A former teacher who switched careers to become one of the county’s leading police officers has been awarded the Queen’s Policing Medal.
Hertfordshire Deputy Chief Constable Michelle Dunn was recognised in the Queen’s Birthday Honours.
But her first response was to pay tribute to her friends and colleagues.
Deputy Chief Constable Dunn said: “I am both delighted and honoured to be recognised in this way. This award is not just about my contribution to policing, it’s about the talented individuals and teams I have had the pleasure of working with over the years, who have shared the same passion and values about public service and helped me get the job done.
“The police service is brimming with dedicated teams and units who will always go the extra mile and I am proud to have played my part in many operations and initiatives dedicated to keeping people safe and bringing offenders to justice.
“I also want to thank my family for their unstinting loyalty and care over the years, they have always encouraged me to be the best that I can and I would not have been able to progress my career without their understanding and support.”
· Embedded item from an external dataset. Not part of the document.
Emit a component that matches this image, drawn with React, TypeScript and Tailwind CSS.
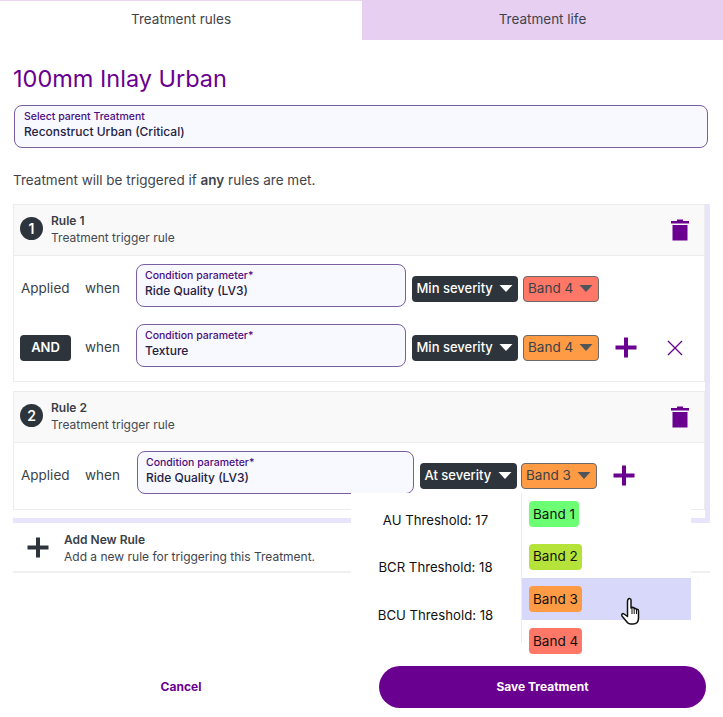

Deputy Chief Constable Dunn’s early career was as a PE and science teacher, but she then switched paths and joined Essex Police in 1992, taking up roles including response and neighbourhood policing, local divisional commander roles and divisional commander at Stansted airport.
She was also seconded to the Home Office for 18 months, developing the National Police Performance Framework, before coming to Hertfordshire in June 2014 on promotion as Assistant Chief Constable. She became Deputy Chief Constable in 2015.
Chief Constable Charlie Hall said: “Michelle’s award is richly deserved, reflecting years of dedicated service.”